Sie vertreten suisse.ing seit fünf Jahren im CRB-Vorstand. Was ist Ihre Motivation und was sind Ihre Prioritäten?
CRB erfüllt mit seinen Produkten und Branchenstandards eine wichtige Vermittler- und Vernetzungsrolle zwischen Bauherrschaft, Planenden und ausführenden Unternehmungen. Es stellt sicher, dass kommuniziert werden kann und bringt somit die Voraussetzungen und Möglichkeiten mit, um in den durch die Digitalisierung angestossenen Veränderungen der Planungs- und Bauprozesse zur Verständigung zwischen den Interessengruppen beizutragen. In diesem grundlegenden Transformationsprozess mittendrin mitwirken und die Sicht der Planer bzw. Ingenieure einbringen zu können, ist für mich eine grosse Motivation. 

 

Was ist Ihnen in Bezug auf die CRB-Strategie wichtig?
Für mich ist wichtig, dass die bei CRB eingebundenen Verbände die Interessen ihrer Mitglieder offen einbringen.

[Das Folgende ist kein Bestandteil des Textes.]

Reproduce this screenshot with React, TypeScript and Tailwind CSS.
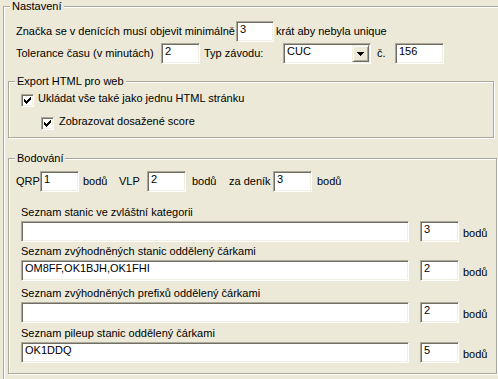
import React from "react";

// classic win32 look: sunken edit frame, raised button, etched group frame
const sunken =
  "border border-t-[#aca899] border-l-[#aca899] border-b-white border-r-white shadow-[inset_1px_1px_0_#716f64,inset_-1px_-1px_0_#f1efe2]";
const raised =
  "border border-t-[#f1efe2] border-l-[#f1efe2] border-b-[#716f64] border-r-[#716f64] shadow-[inset_1px_1px_0_#fff,inset_-1px_-1px_0_#aca899] bg-[#ece9d8]";

interface EditProps {
  value?: string;
  className?: string;
}

const Edit: React.FC<EditProps> = ({ value = "", className = "" }) => (
  <div className={`${sunken} bg-white h-[21px] pl-[3px] pt-[1px] shrink-0 whitespace-nowrap overflow-hidden ${className}`}>
    {value}
  </div>
);

const Check: React.FC = () => (
  <div className={`${sunken} bg-white w-[13px] h-[13px] shrink-0 flex items-center justify-center`}>
    <svg width="7" height="7" viewBox="0 0 7 7" shapeRendering="crispEdges">
      <path
        d="M0 2h1v3h-1z M1 3h1v3h-1z M2 4h1v3h-1z M3 3h1v3h-1z M4 2h1v3h-1z M5 1h1v3h-1z M6 0h1v3h-1z"
        fill="#000"
      />
    </svg>
  </div>
);

const Combo: React.FC<{ value: string }> = ({ value }) => (
  <div className={`${sunken} bg-white h-[21px] w-[88px] shrink-0 flex`}>
    <span className="flex-1 pl-[3px] pt-[1px]">{value}</span>
    <div className={`${raised} w-[17px] m-[1px] flex items-center justify-center`}>
      <svg width="7" height="4" viewBox="0 0 7 4" shapeRendering="crispEdges">
        <path d="M0 0h7v1h-7z M1 1h5v1h-5z M2 2h3v1h-3z M3 3h1v1h-1z" fill="#000" />
      </svg>
    </div>
  </div>
);

interface GroupBoxProps {
  title: string;
  className?: string;
  children?: React.ReactNode;
}

const GroupBox: React.FC<GroupBoxProps> = ({ title, className = "", children }) => (
  <div className={`relative shrink-0 border border-[#aca899] shadow-[inset_1px_1px_0_#fff,1px_1px_0_#fff] ${className}`}>
    <span className="absolute left-[6px] top-[-7px] px-[2px] bg-[#ece9d8] leading-[13px] whitespace-nowrap">
      {title}
    </span>
    {children}
  </div>
);

// list rows in the scoring group
const lists = [
  { label: "Seznam stanic ve zvláštní kategorii", value: "", points: "3", mt: "mt-[14px]" },
  { label: "Seznam zvýhodněných stanic oddělený čárkami", value: "OM8FF,OK1BJH,OK1FHI", points: "2", mt: "mt-[3px]" },
  { label: "Seznam zvýhodněných prefixů oddělený čárkami", value: "", points: "2", mt: "mt-[6px]" },
  { label: "Seznam pileup stanic oddělený čárkami", value: "OK1DDQ", points: "5", mt: "mt-[4px]" },
];

export default function App() {
  return (
    <div className="w-[498px] h-[379px] overflow-hidden bg-[#ece9d8] text-black text-[11px] leading-[13px] font-['Liberation_Sans',Arial,sans-serif]">
      <div className="pt-[6px] pl-[3px]">
        <GroupBox title="Nastavení" className="w-[530px] h-[400px]">
          {/* row 1 */}
          <div className="flex items-center h-[21px] mt-[14px] ml-[12px]">
            <span className="w-[220px] shrink-0 whitespace-nowrap">Značka se v denících musí objevit minimálně</span>
            <Edit value="3" className="w-[38px]" />
            <span className="ml-[2px] whitespace-nowrap">krát aby nebyla unique</span>
          </div>

          {/* row 2 */}
          <div className="flex items-center h-[21px] mt-[1px] ml-[12px]">
            <span className="w-[145px] shrink-0 whitespace-nowrap">Tolerance času (v minutách)</span>
            <Edit value="2" className="w-[39px]" />
            <span className="ml-[4px] w-[79px] shrink-0 whitespace-nowrap">Typ závodu:</span>
            <Combo value="CUC" />
            <span className="ml-[6px] w-[18px] shrink-0">č.</span>
            <Edit value="156" className="w-[49px]" />
          </div>

          {/* export */}
          <GroupBox title="Export HTML pro web" className="ml-[4px] mt-[17px] w-[486px] h-[57px]">
            <div className="flex items-start mt-[12px] ml-[12px]">
              <Check />
              <span className="ml-[4px] -mt-[2px] whitespace-nowrap">Ukládat vše také jako jednu HTML stránku</span>
            </div>
            <div className="flex items-start mt-[10px] ml-[32px]">
              <Check />
              <span className="ml-[5px] -mt-[2px] whitespace-nowrap">Zobrazovat dosažené score</span>
            </div>
          </GroupBox>

          {/* scoring */}
          <GroupBox title="Bodování" className="ml-[4px] mt-[20px] w-[489px] h-[216px]">
            <div className="flex items-center h-[21px] mt-[12px] ml-[7px]">
              <span className="w-[24px] shrink-0">QRP</span>
              <Edit value="1" className="w-[39px]" />
              <span className="ml-[4px] w-[36px] shrink-0">bodů</span>
              <span className="w-[28px] shrink-0">VLP</span>
              <Edit value="2" className="w-[39px]" />
              <span className="ml-[6px] w-[37px] shrink-0">bodů</span>
              <span className="w-[44px] shrink-0 whitespace-nowrap">za deník</span>
              <Edit value="3" className="w-[39px]" />
              <span className="ml-[5px]">bodů</span>
            </div>

            <div className="ml-[12px]">
              {lists.map((l) => (
                <div key={l.label} className={l.mt}>
                  <div className="whitespace-nowrap">{l.label}</div>
                  <div className="flex items-start mt-[2px]">
                    <Edit value={l.value} className="w-[388px]" />
                    <Edit value={l.points} className="w-[39px] ml-[11px]" />
                    <span className="ml-[4px] mt-[6px]">bodů</span>
                  </div>
                </div>
              ))}
            </div>
          </GroupBox>
        </GroupBox>
      </div>
    </div>
  );
}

Dadurch können wir auch in Zukunft in der Schweizer Baubranche ein gemeinsames Verständnis über die Leistungen in den Planungs- und Bauprozessen vermitteln, das die Entwicklungen in der Digitalisierung, insbesondere bei der Einführung von BIM, aktiv mitprägt und die Interessen aller Beteiligten berücksichtigt. 

 

Welcher Nutzen aus der Anwendung der CRB-Standards ist für Sie von besonderer Bedeutung?
Die grosse Durchdringung und die hohe Akzeptanz der CRB-Produkte im Austausch mit Drittparteien, insbesondere mit den ausführenden Firmen. Die selbstverständliche Anwendung der CRB-Produkte, insbesondere des Normpositionen-Katalogs NPK, erachte ich als sehr wertvolle Errungenschaft in der Planung und Realisierung von Bauwerken. 

(vorher: USIC) 

Die Schweizerische Vereinigung Beratender Ingenieurunternehmungen suisse.ing setzt sich aktiv für die Verbesserung der Rahmenbedingungen in der Ingenieur- und Planerbranche ein. Die suisse.ing wahrt die Interessen der Arbeitgeberinnen und Arbeitgeber in der Ingenieur- und Planerbranche im Spannungsfeld von Wirtschaft, Politik, Gesellschaft und Umwelt.